What is asked →
Starting at the first line of the entries below, restate each line exactly until you reach the line with "const cols = 'grid", and print that one too. Leave the pictures out and stop there.

Input rows →
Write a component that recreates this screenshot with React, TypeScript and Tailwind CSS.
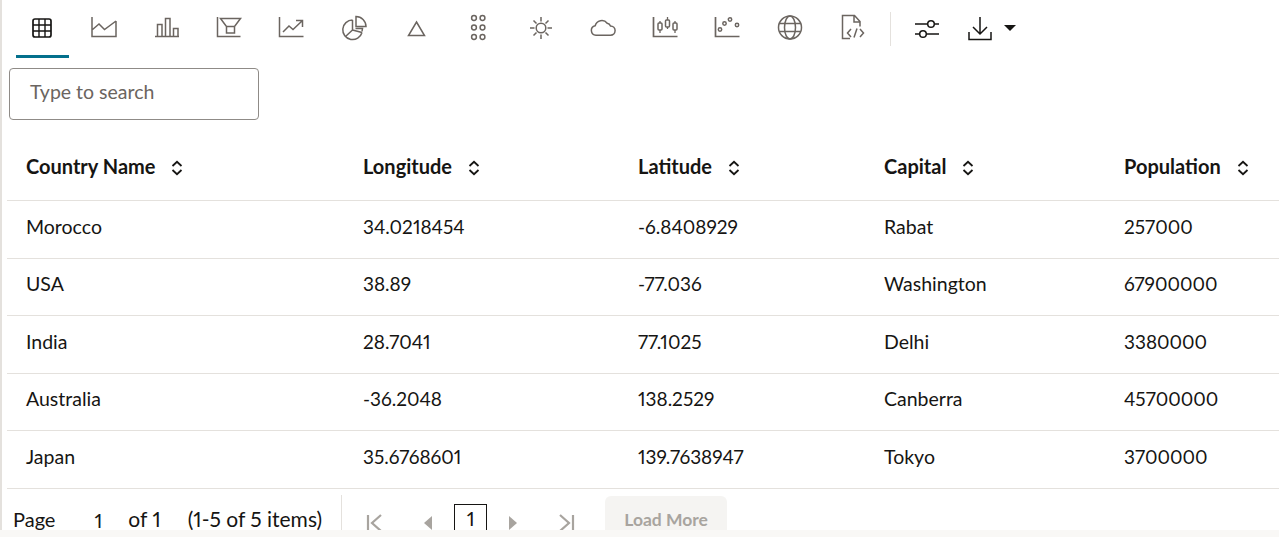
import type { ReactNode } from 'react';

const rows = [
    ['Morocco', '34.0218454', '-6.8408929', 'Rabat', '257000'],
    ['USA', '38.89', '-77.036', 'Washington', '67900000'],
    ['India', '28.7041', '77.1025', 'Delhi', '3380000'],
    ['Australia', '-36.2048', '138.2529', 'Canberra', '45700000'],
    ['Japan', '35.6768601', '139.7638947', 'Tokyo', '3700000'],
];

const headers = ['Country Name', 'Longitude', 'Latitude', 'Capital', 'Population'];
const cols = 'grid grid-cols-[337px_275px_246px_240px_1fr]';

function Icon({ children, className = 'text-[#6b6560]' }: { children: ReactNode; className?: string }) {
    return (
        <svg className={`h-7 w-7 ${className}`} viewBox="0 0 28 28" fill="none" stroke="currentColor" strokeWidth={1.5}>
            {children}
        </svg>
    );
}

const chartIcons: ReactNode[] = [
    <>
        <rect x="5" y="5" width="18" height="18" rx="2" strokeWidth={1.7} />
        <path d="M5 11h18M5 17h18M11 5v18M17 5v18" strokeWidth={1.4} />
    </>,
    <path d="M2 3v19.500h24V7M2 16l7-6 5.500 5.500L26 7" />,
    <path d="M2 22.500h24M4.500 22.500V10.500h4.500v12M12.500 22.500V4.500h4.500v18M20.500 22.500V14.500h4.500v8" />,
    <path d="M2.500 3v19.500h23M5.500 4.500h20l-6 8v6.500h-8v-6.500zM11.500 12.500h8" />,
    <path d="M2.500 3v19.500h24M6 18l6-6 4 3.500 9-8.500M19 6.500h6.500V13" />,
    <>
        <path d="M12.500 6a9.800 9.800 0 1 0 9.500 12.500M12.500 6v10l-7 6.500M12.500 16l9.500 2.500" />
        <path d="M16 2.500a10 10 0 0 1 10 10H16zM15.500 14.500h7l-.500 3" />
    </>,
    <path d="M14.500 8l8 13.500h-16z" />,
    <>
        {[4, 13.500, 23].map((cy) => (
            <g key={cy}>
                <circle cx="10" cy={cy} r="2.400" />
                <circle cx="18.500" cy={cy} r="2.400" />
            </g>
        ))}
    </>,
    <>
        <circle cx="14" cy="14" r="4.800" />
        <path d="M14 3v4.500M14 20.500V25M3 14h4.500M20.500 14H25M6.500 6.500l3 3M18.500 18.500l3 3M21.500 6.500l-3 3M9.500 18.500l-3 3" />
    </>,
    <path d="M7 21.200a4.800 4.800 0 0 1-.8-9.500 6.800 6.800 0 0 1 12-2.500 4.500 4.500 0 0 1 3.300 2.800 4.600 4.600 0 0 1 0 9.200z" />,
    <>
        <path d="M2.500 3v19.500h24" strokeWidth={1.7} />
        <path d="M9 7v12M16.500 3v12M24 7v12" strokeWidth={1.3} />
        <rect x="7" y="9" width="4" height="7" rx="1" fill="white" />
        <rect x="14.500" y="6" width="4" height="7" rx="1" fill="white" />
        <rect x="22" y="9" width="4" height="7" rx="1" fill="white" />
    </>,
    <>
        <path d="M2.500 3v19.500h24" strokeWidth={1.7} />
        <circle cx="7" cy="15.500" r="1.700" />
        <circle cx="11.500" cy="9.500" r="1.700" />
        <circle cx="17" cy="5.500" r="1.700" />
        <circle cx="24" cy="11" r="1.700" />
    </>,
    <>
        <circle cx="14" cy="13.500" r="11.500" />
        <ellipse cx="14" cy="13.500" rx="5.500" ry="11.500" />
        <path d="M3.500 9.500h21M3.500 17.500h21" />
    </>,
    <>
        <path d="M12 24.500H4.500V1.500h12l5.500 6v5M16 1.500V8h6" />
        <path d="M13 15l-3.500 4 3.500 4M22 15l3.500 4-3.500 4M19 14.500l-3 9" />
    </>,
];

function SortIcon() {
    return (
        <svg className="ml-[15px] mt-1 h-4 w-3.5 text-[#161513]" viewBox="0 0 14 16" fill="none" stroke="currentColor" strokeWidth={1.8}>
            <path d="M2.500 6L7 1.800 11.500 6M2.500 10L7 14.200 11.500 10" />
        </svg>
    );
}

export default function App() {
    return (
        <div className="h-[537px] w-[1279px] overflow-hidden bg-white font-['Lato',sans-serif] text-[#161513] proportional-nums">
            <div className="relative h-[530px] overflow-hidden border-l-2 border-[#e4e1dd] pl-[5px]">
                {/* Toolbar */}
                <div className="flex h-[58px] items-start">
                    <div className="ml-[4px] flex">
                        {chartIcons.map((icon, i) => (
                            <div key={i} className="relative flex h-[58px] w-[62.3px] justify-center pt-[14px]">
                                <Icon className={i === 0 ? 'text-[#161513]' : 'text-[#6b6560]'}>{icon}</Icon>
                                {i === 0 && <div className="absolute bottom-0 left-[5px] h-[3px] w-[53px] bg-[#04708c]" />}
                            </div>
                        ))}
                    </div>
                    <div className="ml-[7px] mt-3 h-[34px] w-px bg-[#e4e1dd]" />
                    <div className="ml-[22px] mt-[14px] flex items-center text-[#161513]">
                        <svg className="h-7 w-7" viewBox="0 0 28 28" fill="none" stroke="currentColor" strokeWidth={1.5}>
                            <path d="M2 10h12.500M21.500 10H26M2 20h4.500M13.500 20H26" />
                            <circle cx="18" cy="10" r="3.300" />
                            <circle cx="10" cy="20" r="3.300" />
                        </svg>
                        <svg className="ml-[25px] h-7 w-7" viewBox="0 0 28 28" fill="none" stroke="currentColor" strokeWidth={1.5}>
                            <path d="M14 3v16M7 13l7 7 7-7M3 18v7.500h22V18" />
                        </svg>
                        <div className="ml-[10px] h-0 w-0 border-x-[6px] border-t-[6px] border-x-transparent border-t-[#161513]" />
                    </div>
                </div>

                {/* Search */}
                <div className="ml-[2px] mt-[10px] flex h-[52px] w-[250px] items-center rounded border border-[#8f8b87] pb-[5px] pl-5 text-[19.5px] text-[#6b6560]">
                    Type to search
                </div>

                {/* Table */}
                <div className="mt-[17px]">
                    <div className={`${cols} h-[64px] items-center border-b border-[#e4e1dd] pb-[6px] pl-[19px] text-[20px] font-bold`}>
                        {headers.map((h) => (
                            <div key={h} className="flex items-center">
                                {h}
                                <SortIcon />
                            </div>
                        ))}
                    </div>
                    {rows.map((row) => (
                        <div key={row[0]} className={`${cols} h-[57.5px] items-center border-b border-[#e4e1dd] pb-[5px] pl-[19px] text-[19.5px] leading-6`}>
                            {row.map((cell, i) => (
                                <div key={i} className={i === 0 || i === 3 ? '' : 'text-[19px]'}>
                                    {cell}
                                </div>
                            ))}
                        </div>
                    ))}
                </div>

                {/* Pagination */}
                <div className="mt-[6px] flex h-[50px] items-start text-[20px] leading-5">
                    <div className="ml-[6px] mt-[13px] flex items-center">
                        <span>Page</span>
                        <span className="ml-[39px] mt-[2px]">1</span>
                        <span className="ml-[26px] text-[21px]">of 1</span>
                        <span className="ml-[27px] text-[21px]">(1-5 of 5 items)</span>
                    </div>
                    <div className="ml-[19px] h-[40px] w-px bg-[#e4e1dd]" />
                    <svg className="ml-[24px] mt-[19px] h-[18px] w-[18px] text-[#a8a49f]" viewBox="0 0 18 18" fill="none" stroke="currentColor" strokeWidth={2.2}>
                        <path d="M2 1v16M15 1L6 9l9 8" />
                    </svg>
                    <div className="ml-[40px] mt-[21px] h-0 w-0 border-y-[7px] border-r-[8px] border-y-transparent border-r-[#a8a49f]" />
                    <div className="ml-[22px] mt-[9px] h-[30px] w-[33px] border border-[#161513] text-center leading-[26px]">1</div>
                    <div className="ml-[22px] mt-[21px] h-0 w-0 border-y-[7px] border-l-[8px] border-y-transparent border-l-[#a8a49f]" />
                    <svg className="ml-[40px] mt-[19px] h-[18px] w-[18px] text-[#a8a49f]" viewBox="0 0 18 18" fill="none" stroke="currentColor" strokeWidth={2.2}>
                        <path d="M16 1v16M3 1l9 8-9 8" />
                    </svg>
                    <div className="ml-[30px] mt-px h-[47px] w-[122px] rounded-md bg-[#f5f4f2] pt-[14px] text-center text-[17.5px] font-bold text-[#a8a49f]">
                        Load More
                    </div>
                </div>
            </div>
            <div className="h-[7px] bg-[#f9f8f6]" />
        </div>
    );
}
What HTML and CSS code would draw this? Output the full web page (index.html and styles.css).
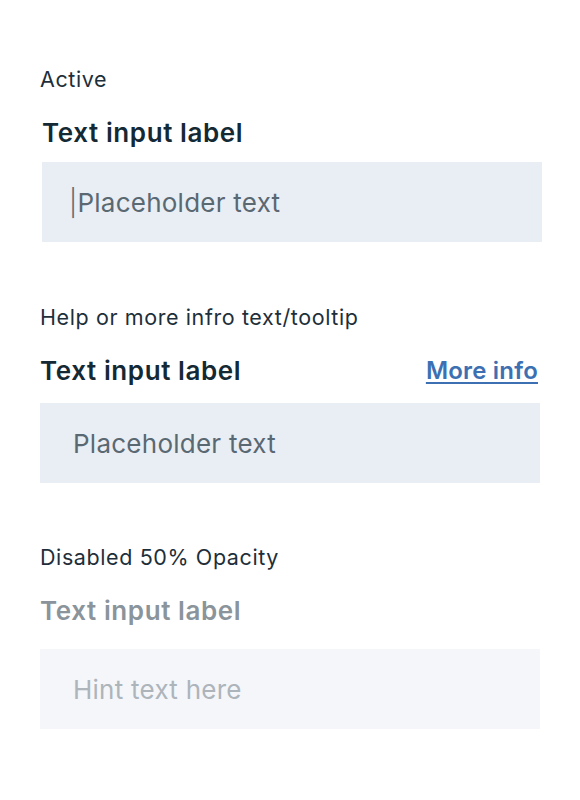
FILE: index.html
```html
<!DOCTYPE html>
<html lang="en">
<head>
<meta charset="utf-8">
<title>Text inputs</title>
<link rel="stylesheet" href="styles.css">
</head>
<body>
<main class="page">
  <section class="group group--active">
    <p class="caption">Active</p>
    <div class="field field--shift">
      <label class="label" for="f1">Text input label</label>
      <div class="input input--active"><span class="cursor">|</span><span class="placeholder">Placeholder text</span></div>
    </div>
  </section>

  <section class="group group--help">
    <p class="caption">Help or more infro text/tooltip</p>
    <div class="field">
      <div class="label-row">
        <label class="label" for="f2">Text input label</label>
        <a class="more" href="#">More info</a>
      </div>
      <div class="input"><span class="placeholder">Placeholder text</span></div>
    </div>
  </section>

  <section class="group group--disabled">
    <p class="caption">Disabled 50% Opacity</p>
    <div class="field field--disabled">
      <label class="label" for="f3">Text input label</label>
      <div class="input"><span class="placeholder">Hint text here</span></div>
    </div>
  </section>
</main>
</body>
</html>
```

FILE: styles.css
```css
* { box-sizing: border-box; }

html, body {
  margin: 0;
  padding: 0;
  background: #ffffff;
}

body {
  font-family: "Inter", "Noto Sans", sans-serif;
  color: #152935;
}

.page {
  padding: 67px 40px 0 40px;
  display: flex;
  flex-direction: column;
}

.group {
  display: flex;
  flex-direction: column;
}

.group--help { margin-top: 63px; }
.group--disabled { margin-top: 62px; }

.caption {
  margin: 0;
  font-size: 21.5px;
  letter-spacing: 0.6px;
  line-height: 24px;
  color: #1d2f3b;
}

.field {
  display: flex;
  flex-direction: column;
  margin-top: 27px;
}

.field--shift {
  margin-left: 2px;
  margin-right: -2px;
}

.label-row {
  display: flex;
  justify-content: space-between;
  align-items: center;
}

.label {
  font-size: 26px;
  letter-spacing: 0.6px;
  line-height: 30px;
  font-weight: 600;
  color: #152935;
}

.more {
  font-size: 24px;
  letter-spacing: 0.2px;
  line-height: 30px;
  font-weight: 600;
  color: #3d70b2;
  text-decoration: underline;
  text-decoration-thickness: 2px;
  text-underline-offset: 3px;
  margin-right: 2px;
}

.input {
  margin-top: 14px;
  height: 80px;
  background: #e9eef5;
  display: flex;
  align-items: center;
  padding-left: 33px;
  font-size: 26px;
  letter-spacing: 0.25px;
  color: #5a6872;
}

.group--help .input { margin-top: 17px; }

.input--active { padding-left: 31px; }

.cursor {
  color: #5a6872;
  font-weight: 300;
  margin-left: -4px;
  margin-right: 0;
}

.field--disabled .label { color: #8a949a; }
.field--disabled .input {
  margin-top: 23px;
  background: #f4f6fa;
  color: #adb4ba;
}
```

Exercise answer →
Write a component that recreates this screenshot with React, TypeScript and Tailwind CSS.
import type { ReactNode } from 'react';

const rows = [
    ['Morocco', '34.0218454', '-6.8408929', 'Rabat', '257000'],
    ['USA', '38.89', '-77.036', 'Washington', '67900000'],
    ['India', '28.7041', '77.1025', 'Delhi', '3380000'],
    ['Australia', '-36.2048', '138.2529', 'Canberra', '45700000'],
    ['Japan', '35.6768601', '139.7638947', 'Tokyo', '3700000'],
];

const headers = ['Country Name', 'Longitude', 'Latitude', 'Capital', 'Population'];
const cols = 'grid grid-cols-[337px_275px_246px_240px_1fr]';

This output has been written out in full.